Despite being horrifically ugly—and hence why it’s a view—I prefer it to simply joining the two tables. The magic is in the tables column, which lists every table that is locked by the session, in alphabetical order, all in the same result. No more tracing through multiple rows to see all of the participants in a locking mess, it’s all there for everyone to see. One line per session. Add a filter to remove idle queries. Maybe an extra predicate to only consider queries which have been active for more than a few seconds. In the end, we have a single query that can instantly identify areas worthy of additional forensics, and all involved resources.

While we’re thinking about locks, the previous view only really told us what resources a particular session was using and perhaps how it was doing so. If we sorted these results by the query_start column, it wouldn’t be too difficult to see whether or not one session was blocking another. But it’s not exactly a scenario that requires an alibi, and related activity can obscure our results if the database is particularly busy.

Thanks to the newly available pg_blocking_pids function in Postgres 9.6, we can actually see what is blocking a certain action. Before this function was introduced, the only way to figure out what was causing the block was to trace which connections were using the same resources and had their locks granted, versus those that didn’t. In a sufficiently busy system, this wasn’t necessary a causal relationship, but it provided a good starting point.

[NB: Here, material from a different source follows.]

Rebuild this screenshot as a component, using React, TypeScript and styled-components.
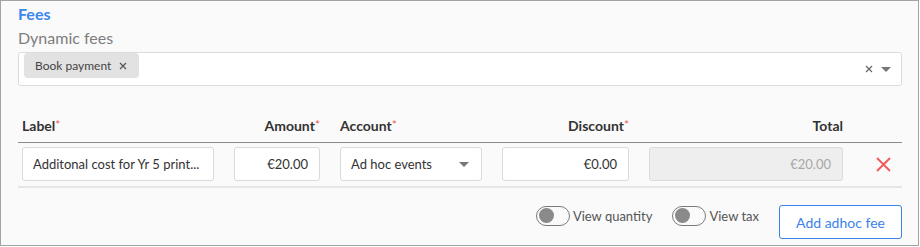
import React from "react";
import styled, { createGlobalStyle } from "styled-components";

const Global = createGlobalStyle`
  html, body { margin: 0; padding: 0; background: #ffffff; }
  body { font-family: Lato, "Open Sans", sans-serif; }
  * { box-sizing: border-box; }
`;

const Panel = styled.section`
  width: 919px;
  height: 246px;
  border: 1px solid #a3a3a3;
  background: #fafafa;
  padding: 3px 16px 0 17px;
  display: flex;
  flex-direction: column;
`;

const Title = styled.h2`
  margin: 0;
  font-size: 16px;
  line-height: 20px;
  font-weight: 700;
  color: #3987ef;
`;

const Subtitle = styled.div`
  margin-top: 4px;
  font-size: 16px;
  line-height: 20px;
  color: #7d7d7d;
`;

const MultiSelect = styled.div`
  margin-top: 4px;
  height: 34px;
  background: #fff;
  border: 1px solid #dcdcdc;
  border-radius: 3px;
  display: flex;
  align-items: flex-start;
  padding: 0 10px 0 5px;
`;

const Chip = styled.span`
  height: 25px;
  display: inline-flex;
  align-items: center;
  gap: 8px;
  padding: 0 12px 0 11px;
  background: #e2e2e2;
  border-radius: 4px;
  font-size: 12px;
  color: #444;
`;

const SelectIcons = styled.div`
  margin-left: auto;
  align-self: center;
  display: flex;
  align-items: center;
  gap: 8px;
`;

const Table = styled.div`
  margin-top: 30px;
  width: 884px;
`;

const GridRow = styled.div<{ $head?: boolean }>`
  display: grid;
  grid-template-columns: 192px 86px 142px 127px 194px 1fr;
  column-gap: 20px;
  align-items: center;
  padding: ${(p) => (p.$head ? "0 4px 6px 4px" : "4px 0 5px 4px")};
  border-bottom: ${(p) => (p.$head ? "1px solid #8a8a8a" : "2px solid #e6e6e6")};
`;

const Head = styled.div<{ $right?: boolean }>`
  font-size: 14px;
  line-height: 20px;
  font-weight: 700;
  color: #333;
  text-align: ${(p) => (p.$right ? "right" : "left")};
`;

const Req = styled.span`
  color: #f05a5a;
  font-weight: 400;
  font-size: 12px;
  vertical-align: top;
  position: relative;
  top: -1px;
`;

const Field = styled.div<{ $right?: boolean; $disabled?: boolean }>`
  height: 34px;
  border: 1px solid #dadada;
  border-radius: 3px;
  background: ${(p) => (p.$disabled ? "#eeeeee" : "#ffffff")};
  color: ${(p) => (p.$disabled ? "#a8a8a8" : "#333")};
  font-size: 13px;
  display: flex;
  align-items: center;
  justify-content: ${(p) => (p.$right ? "flex-end" : "flex-start")};
  padding: 0 11px 0 10px;
  white-space: nowrap;
  overflow: hidden;
`;

const SelectField = styled(Field)`
  justify-content: space-between;
  padding: 0 12px 0 10px;
`;

const DeleteCell = styled.div`
  display: flex;
  justify-content: center;
  padding-left: 1px;
`;

const Footer = styled.div`
  margin-top: 17px;
  display: flex;
  justify-content: flex-end;
  align-items: center;
  gap: 20px;
`;

const ToggleWrap = styled.label`
  display: flex;
  align-items: center;
  gap: 3px;
  font-size: 13px;
  color: #555;
  margin-top: -13px;
`;

const Track = styled.span`
  width: 34px;
  height: 20px;
  border: 1px solid #7a7a7a;
  border-radius: 10px;
  display: flex;
  align-items: center;
  padding-left: 2px;
  background: #fafafa;
`;

const Knob = styled.span`
  width: 15px;
  height: 15px;
  border-radius: 50%;
  background: #8a8a8a;
`;

const Button = styled.button`
  height: 34px;
  width: 123px;
  border: 1px solid #3b82e8;
  border-radius: 3px;
  background: #fff;
  color: #3b82e8;
  font-family: Lato, sans-serif;
  font-size: 14px;
  padding: 0;
`;

const Caret = () => (
  <svg width="10" height="5" viewBox="0 0 10 5">
    <path d="M0 0 L10 0 L5 5 Z" fill="#777" />
  </svg>
);

const SmallX = ({ color = "#666" }: { color?: string }) => (
  <svg width="8" height="8" viewBox="0 0 8 8">
    <path d="M1 1 L7 7 M7 1 L1 7" stroke={color} strokeWidth="1.2" />
  </svg>
);

const Toggle = ({ label }: { label: string }) => (
  <ToggleWrap>
    <Track>
      <Knob />
    </Track>
    {label}
  </ToggleWrap>
);

export default function App() {
  return (
    <>
      <Global />
      <Panel>
        <Title>Fees</Title>
        <Subtitle>Dynamic fees</Subtitle>
        <MultiSelect>
          <Chip>
            Book payment <SmallX color="#555" />
          </Chip>
          <SelectIcons>
            <SmallX />
            <Caret />
          </SelectIcons>
        </MultiSelect>
        <Table>
          <GridRow $head>
            <Head>
              Label<Req>*</Req>
            </Head>
            <Head $right>
              Amount<Req>*</Req>
            </Head>
            <Head>
              Account<Req>*</Req>
            </Head>
            <Head $right>
              Discount<Req>*</Req>
            </Head>
            <Head $right>Total</Head>
            <Head />
          </GridRow>
          <GridRow>
            <Field>Additonal cost for Yr 5 print...</Field>
            <Field $right>€20.00</Field>
            <SelectField>
              Ad hoc events
              <Caret />
            </SelectField>
            <Field $right>€0.00</Field>
            <Field $right $disabled>
              €20.00
            </Field>
            <DeleteCell>
              <svg width="15" height="15" viewBox="0 0 15 15">
                <path d="M1 1 L14 14 M14 1 L1 14" stroke="#f25757" strokeWidth="1.8" />
              </svg>
            </DeleteCell>
          </GridRow>
        </Table>
        <Footer>
          <Toggle label="View quantity" />
          <Toggle label="View tax" />
          <Button>Add adhoc fee</Button>
        </Footer>
      </Panel>
    </>
  );
}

Now we can see exactly what’s causing the block, and we can use that information to our benefit.

Here’s an example of a lingering modification in a transaction that caused a block for another session:

\x

SELECT DISTINCT l1.pid AS blocker_pid, a.query AS blocker_query,
       a.usename AS blocker_user, a.client_addr AS blocker_client,
       l2.pid AS blocked_pid, a2.query AS blocked_query,
       a2.usename AS blocked_user, a2.client_addr AS blocked_client
  FROM pg_locks l1
  JOIN pg_stat_activity() a on (a.pid = l1.pid)
  JOIN pg_locks l2 ON (l1.pid = ANY(pg_blocking_pids(l2.pid)))
  JOIN pg_stat_activity() a2 on (a2.pid = l2.pid)
 WHERE l1.granted
   AND NOT l2.granted;

-[ RECORD 1 ]--+------------------------------------------
blocker_pid    | 11415
blocker_query  | ALTER TABLE pgbench_accounts ADD foo INT;
blocker_user   | postgres
blocker_client | 
blocked_pid    | 12337
blocked_query  | SELECT count(*) FROM pgbench_accounts ;
blocked_user   | sthomas
blocked_client | 

Instead of using the pg_locks view and pg_stat_activity() function, we could use the v_activity_locks view to see both the blocked session and what blocked it on the same row. This would be indispensable in a really busy system, especially if a single connection has blocked several others. Such an occurrence would practically glow and demand immediate attention. Heck, it would even make an ideal automated system check.

And isn’t that what all of this really boils down to? Some of this is something that requires direct observation. Tracing user access makes sense during security audits, and the table stats can help with optimizing the database itself in many cases. But the rest is really just novel ways of combining the system views to produce quantifiable data that stands out in some way. How many queries have been running for over a minute? How many sessions have been waiting on a lock for over ten seconds?

Those first approximations are the bloodhound to a seasoned DBA. It would be silly to run all of these manually on a regular basis, but when there is a problem, all bets are off. These queries and views barely even scratch the surface of what’s really available in the Postgres system catalog. The Postgres metadata isn’t just there to reflect object organization, and curiosity goes a long way when exploring it.

So follow that bloodhound to the crime scene. There are more than enough tools available to identify, apprehend, and even punish the culprit. Or maybe just explore the stats and tweak to wring extra performance from the existing tables. This should be a good start for doing either, and infinitely more.